Cloud Services Costs and Adjustment in the Vantage Console

Review the below example for how this adjustment is calculated. The example demonstrates incurred charges for cloud services on three different days. Each day, the adjustment is recalculated based on the charges incurred for warehouse compute.

Day Warehouse Compute Credits Used Cloud Services Credits Used Credit Adjustment Total Credits Billed
Day 1 200 18 -18 200
On Day 1, 10% of compute credits used is 20 (i.e., 10% of 200). 18 cloud services credits were used, which is less than 20, and therefore the adjustment.
Day 2 200 38 -20 218
On Day 2, 10% of compute credits used is 20. 38 cloud services credits were used, which is greater than 20. Therefore, 20 is the adjustment.
Day 3 180 25 -18 187
On Day 3, 10% of compute credits used is 18 (i.e., 10% of 180). 25 cloud services credits were used, so the adjustment is therefore 18.

Example Cloud Services Cost and Adjustment

Cloud Services Cost Optimization Tips

Consider the following suggestions for reducing costs and optimizing cloud services usage below.

Avoid Full Clones

Creating full clones of databases for backups incurs significant cloud services costs. Consider cloning only a portion of the needed data, such as individual tables or columns.

Monitor Complex Queries

Complex queries with joins can use a lot of cloud services credits based on the query’s time to compile. Consider reviewing queries or monitoring cost per query to see where you may be incurring the largest costs.

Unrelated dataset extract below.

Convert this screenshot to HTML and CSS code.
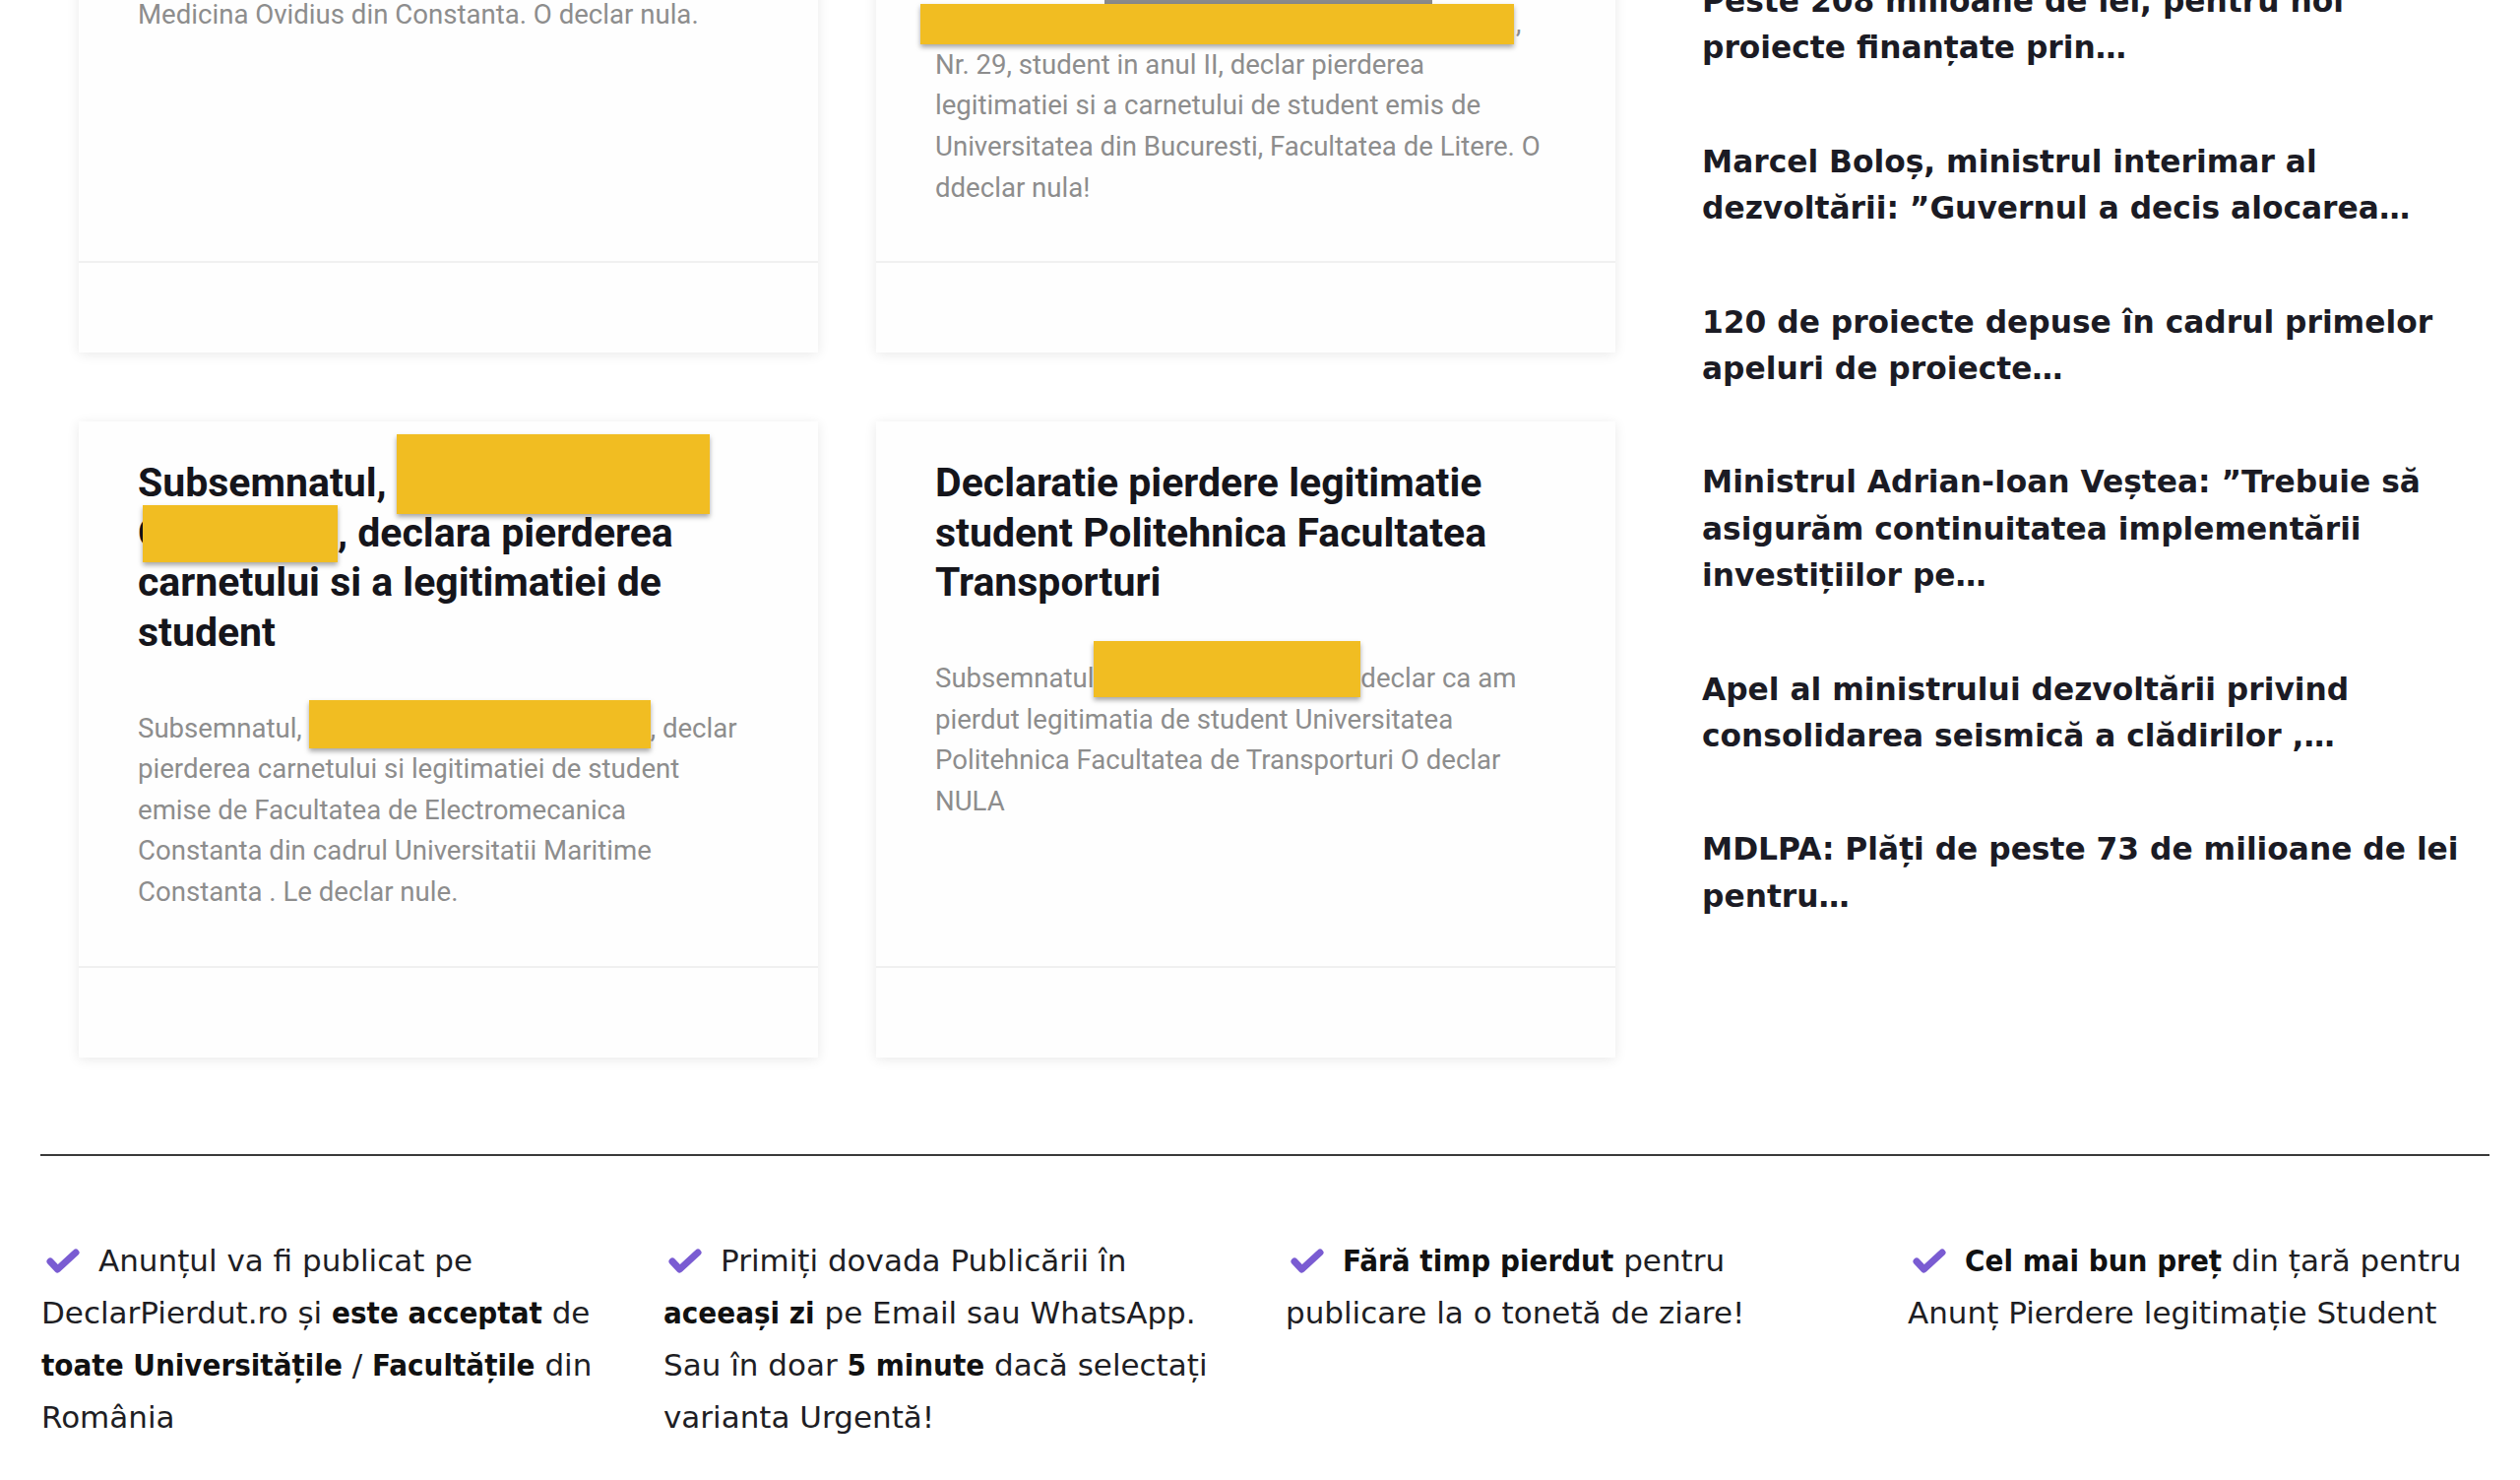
FILE: index.html
```html
<!DOCTYPE html>
<html lang="ro">
<head>
<meta charset="utf-8">
<title>Anunț Pierdere legitimație Student</title>
<link rel="stylesheet" href="styles.css">
</head>
<body>
<div class="page">
  <div class="main">
    <div class="cards">
      <article class="card">
        <div class="card-body">
          <h3 class="card-title">Legitimatie pierduta</h3>
          <p class="card-text">Declar pierderea legitimatiei de student de la<br>Medicina Ovidius din Constanta. O declar nula.</p>
        </div>
        <div class="card-foot"></div>
      </article>
      <article class="card">
        <div class="card-body">
          <h3 class="card-title">Pierdere carnet si legitimatie student Litere</h3>
          <p class="card-text"><span class="redact r-wide">Subsemnatul</span>,<br>Nr. 29, student in anul II, declar pierderea<br>legitimatiei si a carnetului de student emis de<br>Universitatea din Bucuresti, Facultatea de Litere. O<br>ddeclar nula!</p>
        </div>
        <div class="card-foot"></div>
      </article>
      <article class="card">
        <div class="card-body">
          <h3 class="card-title">Subsemnatul, <span class="redact r-t1">Nume</span> <span class="redact r-t2">C</span>, declara pierderea carnetului si a legitimatiei de student</h3>
          <p class="card-text">Subsemnatul, <span class="redact r-b1">Nume</span>, declar<br>pierderea carnetului si legitimatiei de student<br>emise de Facultatea de Electromecanica<br>Constanta din cadrul Universitatii Maritime<br>Constanta . Le declar nule.</p>
        </div>
        <div class="card-foot"></div>
      </article>
      <article class="card">
        <div class="card-body">
          <h3 class="card-title">Declaratie pierdere legitimatie student Politehnica Facultatea Transporturi</h3>
          <p class="card-text">Subsemnatul<span class="redact r-b2">Nume</span>declar ca am<br>pierdut legitimatia de student Universitatea<br>Politehnica Facultatea de Transporturi O declar<br>NULA</p>
        </div>
        <div class="card-foot"></div>
      </article>
    </div>
    <aside class="sidebar">
      <a class="news" href="#">Peste 208 milioane de lei, pentru noi proiecte finanțate prin…</a>
      <a class="news" href="#">Marcel Boloș, ministrul interimar al dezvoltării: ”Guvernul a decis alocarea…</a>
      <a class="news" href="#">120 de proiecte depuse în cadrul primelor apeluri de proiecte…</a>
      <a class="news" href="#">Ministrul Adrian-Ioan Veștea: ”Trebuie să asigurăm continuitatea implementării investițiilor pe…</a>
      <a class="news" href="#">Apel al ministrului dezvoltării privind consolidarea seismică a clădirilor ,…</a>
      <a class="news" href="#">MDLPA: Plăți de peste 73 de milioane de lei pentru…</a>
    </aside>
  </div>
  <hr class="divider">
  <div class="features">
    <p class="feature"><svg class="check" viewBox="0 0 40 26" width="40" height="26"><polyline points="9,13 16.5,21 35,4"/></svg>Anunțul va fi publicat pe DeclarPierdut.ro și <b>este acceptat</b> de <b>toate Universitățile</b> / <b>Facultățile</b> din România</p>
    <p class="feature"><svg class="check" viewBox="0 0 40 26" width="40" height="26"><polyline points="9,13 16.5,21 35,4"/></svg>Primiți dovada Publicării în <b>aceeași zi</b> pe Email sau WhatsApp. Sau în doar <b>5 minute</b> dacă selectați varianta Urgentă!</p>
    <p class="feature"><svg class="check" viewBox="0 0 40 26" width="40" height="26"><polyline points="9,13 16.5,21 35,4"/></svg><b>Fără timp pierdut</b> pentru publicare la o tonetă de ziare!</p>
    <p class="feature"><svg class="check" viewBox="0 0 40 26" width="40" height="26"><polyline points="9,13 16.5,21 35,4"/></svg><b>Cel mai bun preț</b> din țară pentru Anunț Pierdere legitimație Student</p>
  </div>
</div>
</body>
</html>
```
FILE: styles.css
```css
* { box-sizing: border-box; }
html, body { margin: 0; padding: 0; background: #ffffff; }
body {
  font-family: Roboto, "Liberation Sans", Arial, sans-serif;
  color: #1b1b22;
  overflow: hidden;
  height: 1503px;
}
.page { width: 2560px; }

.main {
  display: flex;
  align-items: flex-start;
  margin-top: -186px;
  padding-left: 80px;
}

.cards {
  display: grid;
  grid-template-columns: 751px 751px;
  column-gap: 59px;
  row-gap: 70px;
}

.card {
  display: flex;
  flex-direction: column;
  background: #fefefe;
  box-shadow: 0 2px 12px rgba(0, 0, 0, 0.09);
}
.card-body {
  flex: 1;
  padding: 37px 60px 54px 60px;
}
.card-foot {
  height: 93px;
  border-top: 2px solid #f0f0f0;
}
.card-title {
  margin: 0 0 51px 0;
  font-size: 41px;
  line-height: 50.6px;
  font-weight: 700;
  color: #15151b;
}
.card-text {
  margin: 0;
  font-size: 27.6px;
  line-height: 41.6px;
  font-weight: 400;
  color: #8d8d8d;
  white-space: nowrap;
}

.redact {
  position: relative;
  display: inline-block;
  vertical-align: top;
  color: transparent;
  white-space: nowrap;
}
.redact::after {
  content: "";
  position: absolute;
  background: #f1bd22;
  box-shadow: 0 3px 5px rgba(0, 0, 0, 0.35);
}
.r-wide { width: 590px; }
.r-wide::before {
  content: "";
  position: absolute;
  left: 172px; top: -30px;
  width: 333px; height: 31px;
  background: #8a8a8a;
}
.r-wide::after { left: -15px; top: 1px; width: 603px; height: 41px; }
.r-t1 { width: 318px; }
.r-t1::after { left: 0; top: -24px; width: 318px; height: 81px; }
.r-t2 { width: 203px; color: #15151b; }
.r-t2::after { left: 5px; top: -3px; width: 198px; height: 58px; }
.r-b1 { width: 347px; }
.r-b1::after { left: 0; top: -8px; width: 347px; height: 49px; }
.r-b2 { width: 271px; }
.r-b2::after { left: 0; top: -17px; width: 271px; height: 57px; }

.sidebar {
  width: 800px;
  margin-left: 88px;
  padding-top: 164px;
  display: flex;
  flex-direction: column;
  gap: 68px;
}
.news {
  display: block;
  font-family: "DejaVu Sans", Verdana, sans-serif;
  font-size: 31.3px;
  line-height: 47.4px;
  font-weight: 700;
  color: #1b1b24;
  text-decoration: none;
}

.divider {
  margin: 98px 31px 0 41px;
  border: 0;
  height: 2px;
  background: #3a3a3a;
}

.features {
  display: grid;
  grid-template-columns: repeat(4, 580px);
  column-gap: 52px;
  padding-left: 42px;
  margin-top: 80px;
}
.feature {
  margin: 0;
  font-family: "DejaVu Sans", Verdana, sans-serif;
  font-size: 31px;
  line-height: 53px;
  color: #1e1e24;
}
.feature b {
  font-family: "DejaVu Sans Condensed", "DejaVu Sans", Verdana, sans-serif;
  font-stretch: condensed;
  font-weight: 700;
  color: #111;
}
.check {
  display: inline-block;
  vertical-align: -3px;
  margin-right: 18px;
  fill: none;
  stroke: #7a5cd2;
  stroke-width: 7;
  stroke-linecap: round;
  stroke-linejoin: round;
}
```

Be Selective with COPY Commands

When referencing files in external locations via a COPY command, be specific on which files should be copied. Snowflake suggests structuring your source structure to include a date prefix. You can then use the optional PATTERN parameter or more easily indicate which files you want to copy from the external source.

Conclusion

While Snowflake compute often accounts for the majority of Snowflake costs, you can leverage a number of optimization techniques, including the ones presented here. With a solid understanding of what each cost represents, you can become more informed about your cost optimization practices and avoid surprising charges on your bill.